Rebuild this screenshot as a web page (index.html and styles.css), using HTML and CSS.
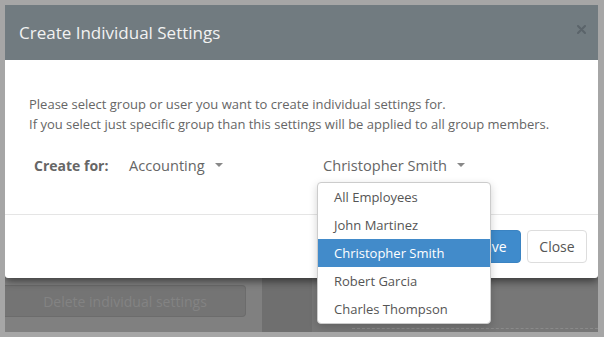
FILE: index.html
```html
<!DOCTYPE html>
<html lang="en">
<head>
    <meta charset="UTF-8">
    <title>Create Individual Settings</title>
    <link rel="stylesheet" href="styles.css">
</head>
<body>
    <div class="screen">
        <!-- Janela modal -->
        <div class="modal">
            <div class="modal-header">
                <h2>Create Individual Settings</h2>
                <svg class="close-x" width="9" height="9" viewBox="0 0 9 9">
                    <path d="M1 1 L8 8 M8 1 L1 8" stroke="#5b646a" stroke-width="2" stroke-linecap="round"/>
                </svg>
            </div>
            <div class="modal-body">
                <p>Please select group or user you want to create individual settings for.<br>
                If you select just specific group than this settings will be applied to all group members.</p>
                <div class="create-row">
                    <span class="create-label">Create for:</span>
                    <div class="picker group-picker">Accounting <span class="caret"></span></div>
                    <div class="picker user-picker">Christopher Smith <span class="caret"></span>
                        <ul class="menu">
                            <li>All Employees</li>
                            <li>John Martinez</li>
                            <li class="active">Christopher Smith</li>
                            <li>Robert Garcia</li>
                            <li>Charles Thompson</li>
                        </ul>
                    </div>
                </div>
            </div>
            <div class="modal-footer">
                <button class="btn btn-primary">Save</button>
                <button class="btn btn-default">Close</button>
            </div>
        </div>

        <!-- Pagina por tras -->
        <div class="under">
            <div class="under-left">
                <button class="btn-delete">Delete individual settings</button>
            </div>
            <div class="under-mid"></div>
            <div class="under-right">
                <div class="dashed"></div>
            </div>
        </div>
    </div>
</body>
</html>
```

FILE: styles.css
```css
body {
    margin: 0;
    padding: 5px 6px 5px 5px;
    background-color: #a6a6a6;
    font-family: "Open Sans", "DejaVu Sans", sans-serif;
}
.screen {
    height: 327px;
    background-color: #777;
    display: flex;
    flex-direction: column;
    overflow: hidden;
}
.modal {
    position: relative;
    z-index: 2;
    background-color: #fff;
    border-radius: 0 0 3px 3px;
    box-shadow: 0 3px 8px rgba(0, 0, 0, 0.55);
}
.modal-header {
    height: 55px;
    background-color: #717b80;
    display: flex;
    align-items: center;
    justify-content: space-between;
    padding: 0 12px 0 14px;
}
.modal-header h2 {
    margin: 0;
    font-size: 17px;
    font-weight: 400;
    color: #f2f2f2;
    padding-bottom: 1px;
}
.close-x {
    margin-top: -6px;
}
.modal-body {
    padding: 34px 24px 32px 24px;
    border-bottom: 1px solid #e5e5e5;
}
.modal-body p {
    margin: 0;
    font-size: 13px;
    line-height: 20px;
    color: #666;
}
.create-row {
    display: flex;
    align-items: center;
    height: 34px;
    margin-top: 14px;
    padding-left: 5px;
    font-size: 14px;
    color: #666;
}
.create-label {
    width: 95px;
    font-weight: bold;
}
.picker {
    position: relative;
    height: 34px;
    display: flex;
    align-items: center;
    font-size: 14.6px;
}
.group-picker {
    width: 194px;
}
.caret {
    display: inline-block;
    width: 0;
    height: 0;
    margin-left: 10px;
    border-top: 4px solid #888;
    border-left: 4px solid transparent;
    border-right: 4px solid transparent;
}
.menu {
    position: absolute;
    top: 100%;
    left: -6px;
    width: 172px;
    margin: 0;
    padding: 0;
    list-style: none;
    background-color: #fff;
    border: 1px solid #ccc;
    border-radius: 4px;
    box-shadow: 0 3px 8px rgba(0, 0, 0, 0.18);
    z-index: 3;
}
.menu li {
    height: 28px;
    line-height: 28px;
    padding-left: 16px;
    font-size: 13px;
    color: #555;
}
.menu li.active {
    background-color: #428bca;
    color: #fff;
}
.modal-footer {
    display: flex;
    justify-content: flex-end;
    gap: 6px;
    padding: 15px 11px 15px 0;
}
.btn {
    height: 33px;
    padding: 0 11px;
    font-family: inherit;
    font-size: 14px;
    border-radius: 4px;
}
.btn-primary {
    width: 59px;
    background-color: #3f8bcc;
    border: 1px solid #3a83c2;
    color: #fff;
}
.btn-default {
    width: 60px;
    background-color: #fff;
    border: 1px solid #ddd;
    color: #555;
}
.under {
    flex: 1;
    display: flex;
}
.under-left {
    width: 257px;
    background-color: #808080;
    padding-top: 7px;
}
.btn-delete {
    display: block;
    width: 241px;
    height: 32px;
    background-color: #747474;
    border: 1px solid #6c6c6c;
    border-left: none;
    border-radius: 0 4px 4px 0;
    color: #838383;
    font-family: inherit;
    font-size: 14px;
}
.under-mid {
    width: 50px;
    background-color: #6f6f6f;
}
.under-right {
    flex: 1;
    background-color: #777;
    padding: 50px 0 0 40px;
}
.dashed {
    border-top: 1px dashed #8a8a8a;
}
```
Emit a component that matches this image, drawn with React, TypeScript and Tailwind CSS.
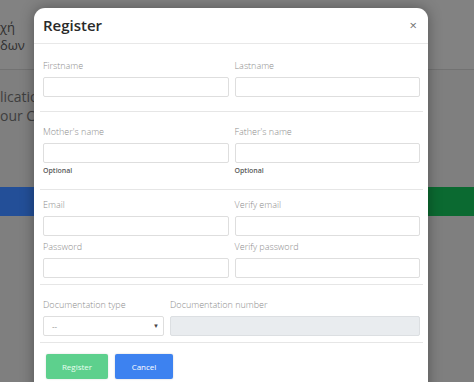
====================
== What is being asked ==
Quote each entry above verbatim and drop the pictures.

== Reply ==
Rebuild this screenshot as a web page (index.html and styles.css), using HTML and CSS.
FILE: index.html
```html
<!DOCTYPE html>
<html lang="en">
<head>
    <meta charset="UTF-8">
    <title>Create Individual Settings</title>
    <link rel="stylesheet" href="styles.css">
</head>
<body>
    <div class="screen">
        <!-- Janela modal -->
        <div class="modal">
            <div class="modal-header">
                <h2>Create Individual Settings</h2>
                <svg class="close-x" width="9" height="9" viewBox="0 0 9 9">
                    <path d="M1 1 L8 8 M8 1 L1 8" stroke="#5b646a" stroke-width="2" stroke-linecap="round"/>
                </svg>
            </div>
            <div class="modal-body">
                <p>Please select group or user you want to create individual settings for.<br>
                If you select just specific group than this settings will be applied to all group members.</p>
                <div class="create-row">
                    <span class="create-label">Create for:</span>
                    <div class="picker group-picker">Accounting <span class="caret"></span></div>
                    <div class="picker user-picker">Christopher Smith <span class="caret"></span>
                        <ul class="menu">
                            <li>All Employees</li>
                            <li>John Martinez</li>
                            <li class="active">Christopher Smith</li>
                            <li>Robert Garcia</li>
                            <li>Charles Thompson</li>
                        </ul>
                    </div>
                </div>
            </div>
            <div class="modal-footer">
                <button class="btn btn-primary">Save</button>
                <button class="btn btn-default">Close</button>
            </div>
        </div>

        <!-- Pagina por tras -->
        <div class="under">
            <div class="under-left">
                <button class="btn-delete">Delete individual settings</button>
            </div>
            <div class="under-mid"></div>
            <div class="under-right">
                <div class="dashed"></div>
            </div>
        </div>
    </div>
</body>
</html>
```

FILE: styles.css
```css
body {
    margin: 0;
    padding: 5px 6px 5px 5px;
    background-color: #a6a6a6;
    font-family: "Open Sans", "DejaVu Sans", sans-serif;
}
.screen {
    height: 327px;
    background-color: #777;
    display: flex;
    flex-direction: column;
    overflow: hidden;
}
.modal {
    position: relative;
    z-index: 2;
    background-color: #fff;
    border-radius: 0 0 3px 3px;
    box-shadow: 0 3px 8px rgba(0, 0, 0, 0.55);
}
.modal-header {
    height: 55px;
    background-color: #717b80;
    display: flex;
    align-items: center;
    justify-content: space-between;
    padding: 0 12px 0 14px;
}
.modal-header h2 {
    margin: 0;
    font-size: 17px;
    font-weight: 400;
    color: #f2f2f2;
    padding-bottom: 1px;
}
.close-x {
    margin-top: -6px;
}
.modal-body {
    padding: 34px 24px 32px 24px;
    border-bottom: 1px solid #e5e5e5;
}
.modal-body p {
    margin: 0;
    font-size: 13px;
    line-height: 20px;
    color: #666;
}
.create-row {
    display: flex;
    align-items: center;
    height: 34px;
    margin-top: 14px;
    padding-left: 5px;
    font-size: 14px;
    color: #666;
}
.create-label {
    width: 95px;
    font-weight: bold;
}
.picker {
    position: relative;
    height: 34px;
    display: flex;
    align-items: center;
    font-size: 14.6px;
}
.group-picker {
    width: 194px;
}
.caret {
    display: inline-block;
    width: 0;
    height: 0;
    margin-left: 10px;
    border-top: 4px solid #888;
    border-left: 4px solid transparent;
    border-right: 4px solid transparent;
}
.menu {
    position: absolute;
    top: 100%;
    left: -6px;
    width: 172px;
    margin: 0;
    padding: 0;
    list-style: none;
    background-color: #fff;
    border: 1px solid #ccc;
    border-radius: 4px;
    box-shadow: 0 3px 8px rgba(0, 0, 0, 0.18);
    z-index: 3;
}
.menu li {
    height: 28px;
    line-height: 28px;
    padding-left: 16px;
    font-size: 13px;
    color: #555;
}
.menu li.active {
    background-color: #428bca;
    color: #fff;
}
.modal-footer {
    display: flex;
    justify-content: flex-end;
    gap: 6px;
    padding: 15px 11px 15px 0;
}
.btn {
    height: 33px;
    padding: 0 11px;
    font-family: inherit;
    font-size: 14px;
    border-radius: 4px;
}
.btn-primary {
    width: 59px;
    background-color: #3f8bcc;
    border: 1px solid #3a83c2;
    color: #fff;
}
.btn-default {
    width: 60px;
    background-color: #fff;
    border: 1px solid #ddd;
    color: #555;
}
.under {
    flex: 1;
    display: flex;
}
.under-left {
    width: 257px;
    background-color: #808080;
    padding-top: 7px;
}
.btn-delete {
    display: block;
    width: 241px;
    height: 32px;
    background-color: #747474;
    border: 1px solid #6c6c6c;
    border-left: none;
    border-radius: 0 4px 4px 0;
    color: #838383;
    font-family: inherit;
    font-size: 14px;
}
.under-mid {
    width: 50px;
    background-color: #6f6f6f;
}
.under-right {
    flex: 1;
    background-color: #777;
    padding: 50px 0 0 40px;
}
.dashed {
    border-top: 1px dashed #8a8a8a;
}
```
Emit a component that matches this image, drawn with React, TypeScript and Tailwind CSS.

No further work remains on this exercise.